Access is not an option, all parties to conflict have an obligation to allow and facilitate rapid and unimpeded passage of humanitarian relief. Humanitarian actors must be impartial and act according to humanitarian principles, and their impartiality must be respected by governments and other actors.
Mr, President. Protection, including protection from sexual and gender-based violence, is another key component of humanitarian response. Sexual violence and rape is not only being used against civilians as tactic of war. In humanitarian settings, sexual and gender based violence increases.
We must make sure that efforts to reduce GBV be mainstreamed into all humanitarian planning and programming and ensure that victims have access to the services they need, including for sexual and reproductive health.
SECOND: The UN system has a particular role in disaster and conflict prone contexts. UN must ensure stronger links and coherence between long-term development and humanitarian action, to meet immediate needs and build resilience.
[Humanitarian and development agencies often work side by side in protracted and fragile contexts, often responding to complex emergencies with regional consequences. They must strengthen their relations with national and local actors, and ensure coordination through a common framework.]
[Agencies need to mainstream resilience into their programs, and regard the relationship between humanitarian efforts and development as more of a dynamic continuum rather than transition.]
Affected populations do not care about the silos we work in, or the different budget lines that apply in the humanitarian and development sectors. We as donors need to look closer at how to ensure more robust and flexible funding mechanisms, including for transition and disaster risk reduction. Increased efforts are need to take this issue forward.

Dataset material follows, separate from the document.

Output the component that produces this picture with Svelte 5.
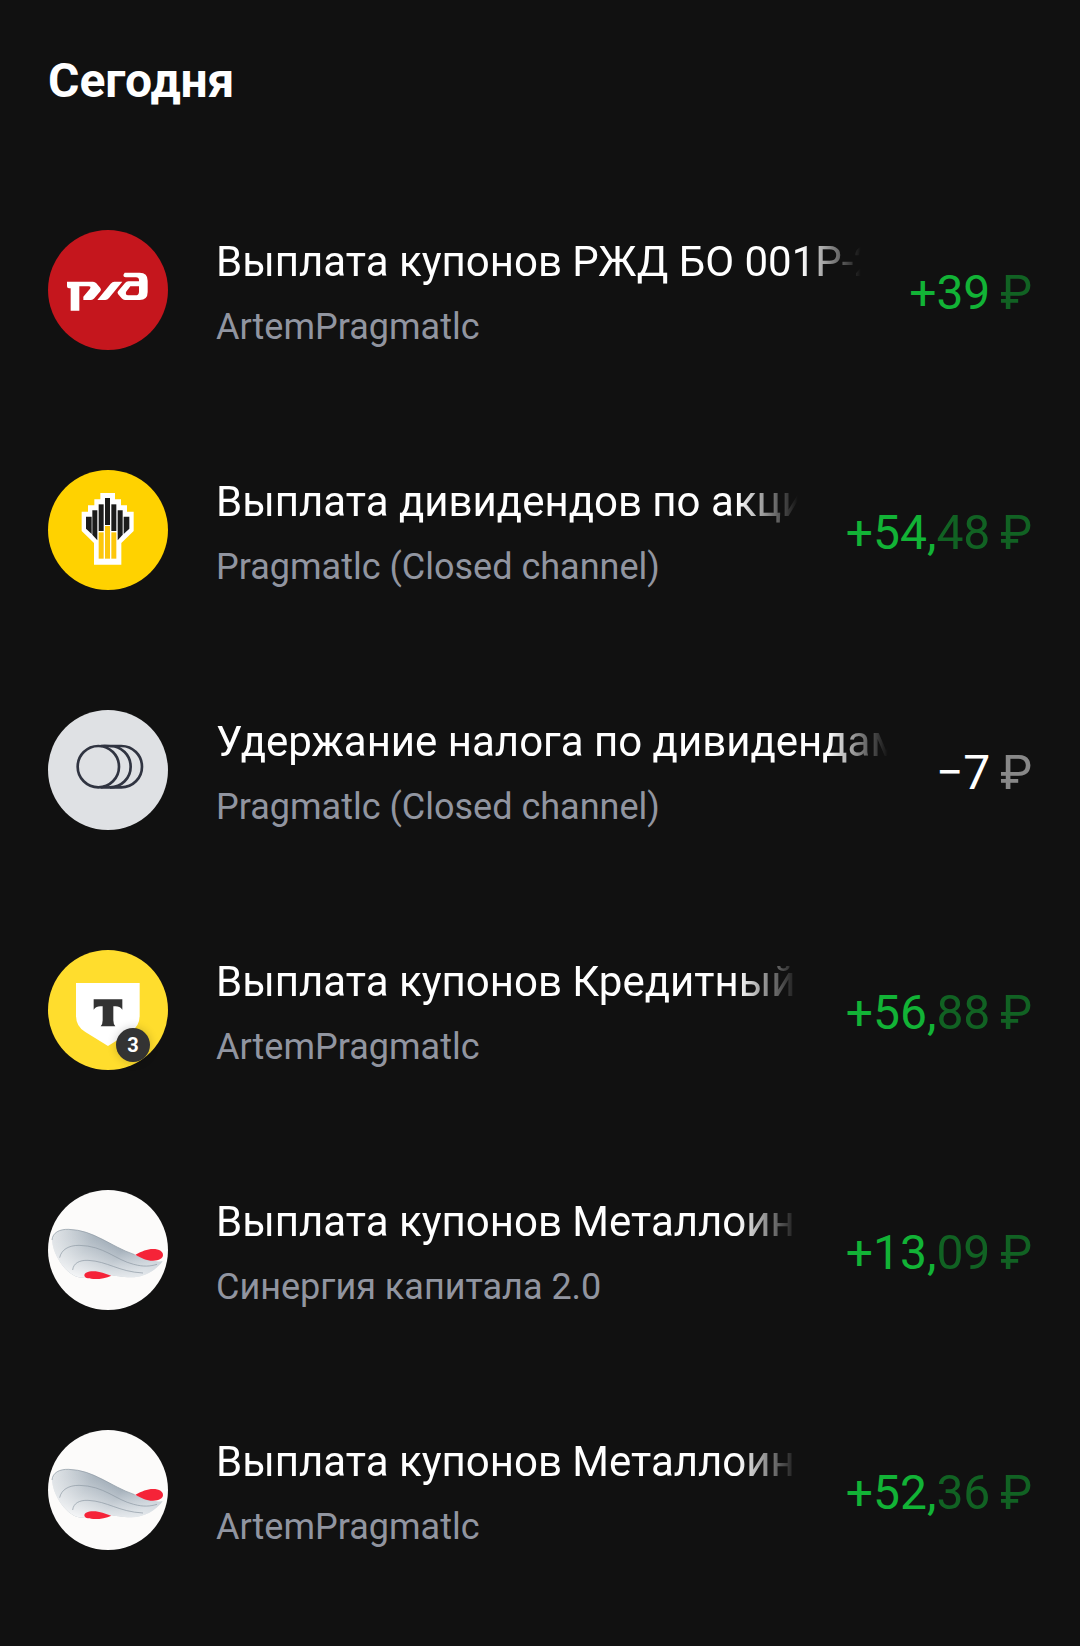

THIRD: In March Norway hosted a conference to promote a facts-based understanding of the humanitarian impacts of nuclear weapons. The broad participation at the conference reflects the increasing concern that this is an issue of fundamental significance to us all.
A key conclusion from the conference is that it is un-likely that any state or international body could address the immediate humanitarian emergency caused by a nuclear weapon detonation in an adequate manner. Moreover, it might not be possible to establish such capacities.
Together with Mexico and others we organized a lunch time event today on the impacts of a nuclear weapons detonation, and will continue to follow up on this important issue.
In conclusion, Norway will continue to support joint efforts to strengthen humanitarian values and principles and the humanitarian systems’ ability to deliver to those in need accordingly.
We look forward to an inclusive process leading up to the envisaged World Humanitarian Summit and would like to see that the Secretary General announces the Summit to the member states and underlining how it relates to other UN processes like the Post 2015 development agenda, the process on Sustainable Development Goals and the Post Hyogo framework.